* START *

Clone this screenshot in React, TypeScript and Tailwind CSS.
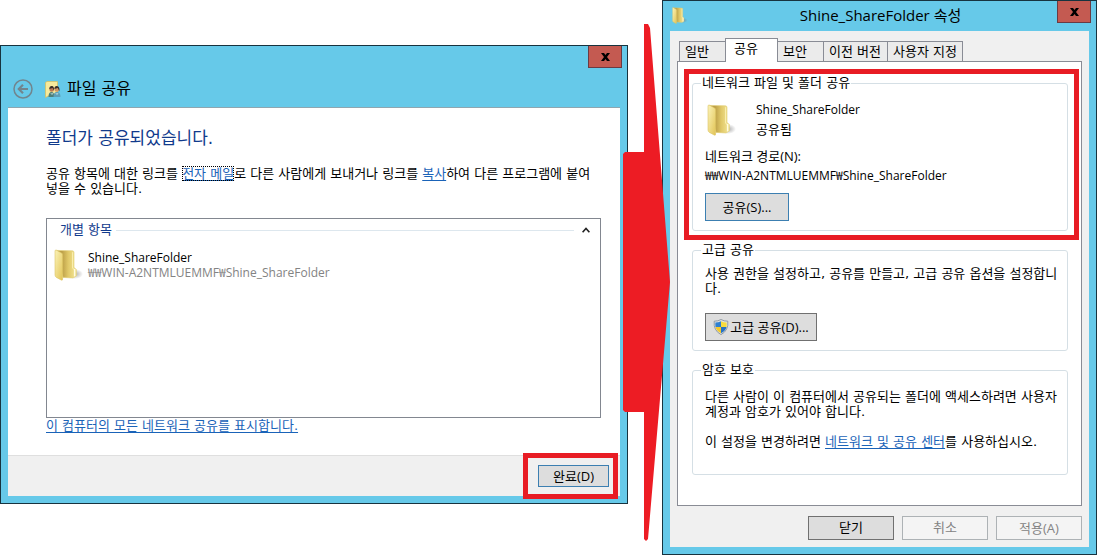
import React from "react";

const TABS = ["일반", "공유", "보안", "이전 버전", "사용자 지정"];
const TAB_WIDTHS = ["w-12", "w-[53px]", "w-[47px]", "w-[65px]", "w-[76px]"];

const LATIN = "font-['Open_Sans','Noto_Sans_CJK_KR',sans-serif]";
const LINK = "text-[#1a63b8] underline decoration-1 underline-offset-2";

const FolderIcon = ({ className = "" }: { className?: string }) => (
  <svg viewBox="0 0 30 32" className={className} aria-hidden="true">
    <defs>
      <linearGradient id="folderBack" x1="0" x2="1">
        <stop offset="0.3" stopColor="#bda048" />
        <stop offset="0.6" stopColor="#e0c868" />
        <stop offset="1" stopColor="#f5e798" />
      </linearGradient>
      <linearGradient id="folderFront" x1="0" x2="1" y2="1">
        <stop offset="0" stopColor="#fbf3b8" />
        <stop offset="1" stopColor="#e2c455" />
      </linearGradient>
      <radialGradient id="folderShadow">
        <stop offset="0" stopColor="#777777" stopOpacity="0.6" />
        <stop offset="1" stopColor="#777777" stopOpacity="0" />
      </radialGradient>
    </defs>
    <ellipse cx="21" cy="25" rx="8" ry="5" fill="url(#folderShadow)" />
    <path d="M2 1.4 L18.5 1.8 Q20 2 20 3.4 V18.5 L22.4 20.5 V27 L19 29 L9 28.4 Z" fill="url(#folderBack)" stroke="#e0cc74" strokeWidth="0.6" />
    <path d="M18.6 3.2 V19 L20.5 21" fill="none" stroke="#fff6bf" strokeWidth="0.8" />
    <path d="M1 2 Q1 0.6 2.5 1.2 L7.6 4 Q8.6 4.6 8.6 6 V30.2 Q8.6 31.6 7.2 31 L2.4 28.4 Q1 27.6 1 26 Z" fill="url(#folderFront)" stroke="#dcc564" strokeWidth="0.6" />
    <path d="M20.6 20 V27.4" stroke="#fffbe0" strokeWidth="1.4" />
  </svg>
);

const SharedFolderIcon = () => (
  <svg viewBox="0 0 16 17" className="h-[17px] w-4" aria-hidden="true">
    <path d="M0.5 1.5 L2 0.5 H12.5 V15 H3 L0.5 16.5 Z" fill="#f7ea9c" stroke="#d9bf58" strokeWidth="0.7" />
    <path d="M3.5 16 Q3.5 11 6.5 11 Q9.5 11 9.5 16 Z" fill="#4d7f79" />
    <path d="M8.5 16 Q8.5 11 11.7 11 Q15.5 11 15.5 16 Z" fill="#5d9fb8" />
    <circle cx="6.7" cy="8.4" r="2.3" fill="#b87852" />
    <circle cx="11.8" cy="8.4" r="2.4" fill="#d09563" />
    <path d="M4.2 8 Q4.4 4.8 7 5 Q9.3 5.2 9 9.6 L7.6 7 Z M9.3 8 Q9.5 4.8 12 5 Q14.9 5.2 14.4 10.4 L12.8 7 Z" fill="#382d28" />
    <path d="M5.8 12 L7 13.5 L8 12 M10.8 12 L12 13.5 L13 12" fill="none" stroke="#cfe3e3" strokeWidth="0.8" />
  </svg>
);

const ShieldIcon = () => (
  <svg viewBox="0 0 16 16" className="h-4 w-4 shrink-0" aria-hidden="true">
    <path d="M8 0.5 Q11 2.3 14.8 2.2 Q15.8 11.5 8 15.6 Q0.2 11.5 1.2 2.2 Q5 2.3 8 0.5 Z" fill="#dfe3e6" stroke="#7f8a92" strokeWidth="0.8" />
    <path d="M8 2.2 V8 H2.5 Q2.2 6 2.4 3.5 Q5.5 3.5 8 2.2 Z" fill="#2f80d0" />
    <path d="M8 2.2 V8 H13.5 Q13.8 6 13.6 3.5 Q10.5 3.5 8 2.2 Z" fill="#f8dc3c" />
    <path d="M8 8 H2.5 Q3.4 12 8 14.2 Z" fill="#f3c92c" />
    <path d="M8 8 H13.5 Q12.6 12 8 14.2 Z" fill="#2672c4" />
  </svg>
);

const CloseButton = () => (
  <button
    aria-label="닫기"
    className="flex h-[22px] w-[34px] items-center justify-center border border-t-0 border-[#6b3a43] bg-[#c45a51]"
  >
    <svg viewBox="0 0 9 8" className="h-2 w-[9px]" aria-hidden="true">
      <path d="M0 0 H3 L4.5 2 L6 0 H9 L6 4 L9 8 H6 L4.5 6 L3 8 H0 L3 4 Z" fill="#000" />
    </svg>
  </button>
);

const Highlight = ({ className }: { className: string }) => (
  <div className={`pointer-events-none absolute border-[5px] border-[#e81c24] ${className}`} />
);

const Group = ({ title, className, children }: { title: string; className: string; children: React.ReactNode }) => (
  <fieldset className={`min-w-0 rounded-[3px] border border-[#d5dfe5] pl-3 pr-2 ${className}`}>
    <legend className="-ml-1 px-px leading-4">{title}</legend>
    {children}
  </fieldset>
);

const ShareWindow = () => (
  <section className="mt-[45px] flex min-h-[459px] min-w-0 flex-1 flex-col border border-[#17333f] bg-[#66c9e9] px-[7px] pb-[7px]">
    <div className="-mr-[2px] flex justify-end">
      <CloseButton />
    </div>
    <header className="flex h-[39px] items-center pb-px pl-[5px] pt-1">
      <button aria-label="뒤로" className="mr-3 h-5 w-5">
        <svg viewBox="0 0 20 20" className="h-5 w-5" fill="none" stroke="#71858e" aria-hidden="true">
          <circle cx="10" cy="10" r="9" strokeWidth="1.5" />
          <path d="M15 10 H6.5 M10 5.8 L5.8 10 L10 14.2" strokeWidth="2.2" />
        </svg>
      </button>
      <SharedFolderIcon />
      <h1 className="ml-[6px] text-[16px] leading-5">파일 공유</h1>
    </header>
    <div className="flex flex-1 flex-col border-t border-[#8fa6b0] bg-white">
      <div className="flex flex-1 flex-col pl-[38px] pr-[19px] pt-5">
        <h2 className="text-[17px] leading-5 text-[#103a8c]">폴더가 공유되었습니다.</h2>
        <p className="mt-[18px] break-keep leading-[15px]">
          공유 항목에 대한 링크를{" "}
          <a href="#mail" className={`outline-1 -outline-offset-1 outline-dotted outline-black ${LINK}`}>전자 메일</a>로 다른 사람에게
          보내거나 링크를 <a href="#copy" className={LINK}>복사</a>하여 다른 프로그램에 붙여 넣을 수 있습니다.
        </p>
        <div className="mt-[22px] h-[200px] border border-[#828790]">
          <div className="flex h-[22px] items-center pl-[13px] pr-[10px] text-[#103a8c]">
            <span>개별 항목</span>
            <span className="ml-1 mr-2 h-px flex-1 bg-[#dde7ee]" />
            <button aria-label="접기">
              <svg viewBox="0 0 8 6" className="h-[6px] w-2" fill="none" stroke="#222" strokeWidth="1.6" aria-hidden="true">
                <path d="M0.6 5.2 L4 1.4 L7.4 5.2" />
              </svg>
            </button>
          </div>
          <div className="mt-2 flex pl-[7px]">
            <FolderIcon className="h-8 w-[30px]" />
            <div className={`ml-1 mt-px text-[12px] leading-[15px] ${LATIN}`}>
              <div>Shine_ShareFolder</div>
              <div className="text-[#838383]">₩₩WIN-A2NTMLUEMMF₩Shine_ShareFolder</div>
            </div>
          </div>
        </div>
        <a href="#all" className={`self-start leading-4 ${LINK}`}>
          이 컴퓨터의 모든 네트워크 공유를 표시합니다.
        </a>
      </div>
      <footer className="flex h-[41px] items-center justify-end border-t border-[#dfdfdf] bg-[#f0f0f0] pr-[11px]">
        <div className="relative">
          <button className={`block h-[22px] w-[71px] border border-[#3c7fb1] bg-[#dddddd] leading-4 ${LATIN}`}>완료(D)</button>
          <Highlight className="-bottom-3 -left-[15px] -right-[9px] -top-3" />
        </div>
      </footer>
    </div>
  </section>
);

const PropertiesWindow = () => (
  <section className="flex min-h-[555px] w-[435px] shrink-0 flex-col border border-[#17333f] bg-[#66c9e9] px-[7px] pb-[7px]">
    <header className="flex h-[30px] items-start">
      <FolderIcon className="ml-[2px] mt-[6px] h-[17px] w-4" />
      <h1 className={`flex-1 pl-4 text-center text-[15px] leading-[29px] ${LATIN}`}>Shine_ShareFolder 속성</h1>
      <div className="-mr-[2px]">
        <CloseButton />
      </div>
    </header>
    <div className="flex flex-1 flex-col bg-[#f0f0f0] px-[7px] pb-[6px] pt-[7px]">
      <div role="tablist" className="flex items-end pl-[2px]">
        {TABS.map((tab, i) => (
          <button
            key={tab}
            role="tab"
            aria-selected={i === 1}
            className={`border border-b-0 border-[#898c95] text-left ${TAB_WIDTHS[i]} ${
              i === 1 ? "relative -mx-px -mb-px h-6 bg-white pb-1 pl-2" : "-mr-px h-5 bg-[#ebebeb] pl-[5px]"
            }`}
          >
            {tab}
          </button>
        ))}
      </div>
      <div className="flex h-[445px] flex-col gap-[11px] border border-[#898c95] bg-white pl-[14px] pr-[13px] pt-[13px]">
        <div className="relative">
          <Group title="네트워크 파일 및 폴더 공유" className="h-[156px]">
            <div className="mt-[13px] flex">
              <FolderIcon className="ml-[2px] h-8 w-[30px]" />
              <div className="-mt-1 ml-[19px] leading-5">
                <div className={`text-[12px] ${LATIN}`}>Shine_ShareFolder</div>
                <div>공유됨</div>
              </div>
            </div>
            <div className={`mt-[6px] leading-5 ${LATIN}`}>네트워크 경로(N):</div>
            <div className={`text-[12px] leading-5 ${LATIN}`}>₩₩WIN-A2NTMLUEMMF₩Shine_ShareFolder</div>
            <button className={`mt-[7px] block h-7 w-[84px] border border-[#3c7fb1] bg-[#dddddd] ${LATIN}`}>공유(S)...</button>
          </Group>
          <Highlight className="-bottom-[9px] -left-2 -right-[11px] -top-[6px]" />
        </div>
        <Group title="고급 공유" className="h-[109px]">
          <p className="mt-2 break-all leading-[15px]">사용 권한을 설정하고, 공유를 만들고, 고급 공유 옵션을 설정합니다.</p>
          <button className={`mt-[17px] flex h-7 w-28 items-center justify-center gap-px border border-[#707070] bg-[#dddddd] ${LATIN}`}>
            <ShieldIcon />
            고급 공유(D)...
          </button>
        </Group>
        <Group title="암호 보호" className="h-[113px]">
          <p className="mt-[11px] leading-[15px]">
            다른 사람이 이 컴퓨터에서 공유되는 폴더에 액세스하려면 사용자 계정과 암호가 있어야 합니다.
          </p>
          <p className="mt-[15px] leading-[15px]">
            이 설정을 변경하려면 <a href="#center" className={LINK}>네트워크 및 공유 센터</a>를 사용하십시오.
          </p>
        </Group>
      </div>
      <div className="mt-[10px] flex justify-end gap-2">
        <button className="h-6 w-[86px] border border-[#707070] bg-[#dddddd]">닫기</button>
        <button disabled className="h-6 w-[86px] border border-[#adb2b5] bg-[#f4f4f4] text-[#838383]">취소</button>
        <button disabled className={`h-6 w-[86px] border border-[#adb2b5] bg-[#f4f4f4] text-[#838383] ${LATIN}`}>적용(A)</button>
      </div>
    </div>
  </section>
);

const App = () => {
  return (
    <main className="flex items-start bg-white font-['DejaVu_Sans','Noto_Sans_CJK_KR',sans-serif] text-[13px] leading-4 text-black">
      <ShareWindow />
      <div className="relative w-[34px] shrink-0">
        <svg viewBox="0 0 47 518" className="absolute -left-[5px] top-[23px] z-10 h-[518px] w-[47px] max-w-none" aria-hidden="true">
          <path d="M21 1 H25 L27 5 L47 259 L25 516 L23 518 L21 516 V389 H2 L0 387 V131 L2 129 H21 Z" fill="#ed1c24" />
        </svg>
      </div>
      <PropertiesWindow />
    </main>
  );
};

export default App;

* END *

* _THE EXERCISE_
Select, from the listing, all lines that include the word "React".

* _ANSWER TO THE PROBLEM_
Clone this screenshot in React, TypeScript and Tailwind CSS.
import React from "react";
const Group = ({ title, className, children }: { title: string; className: string; children: React.ReactNode }) => (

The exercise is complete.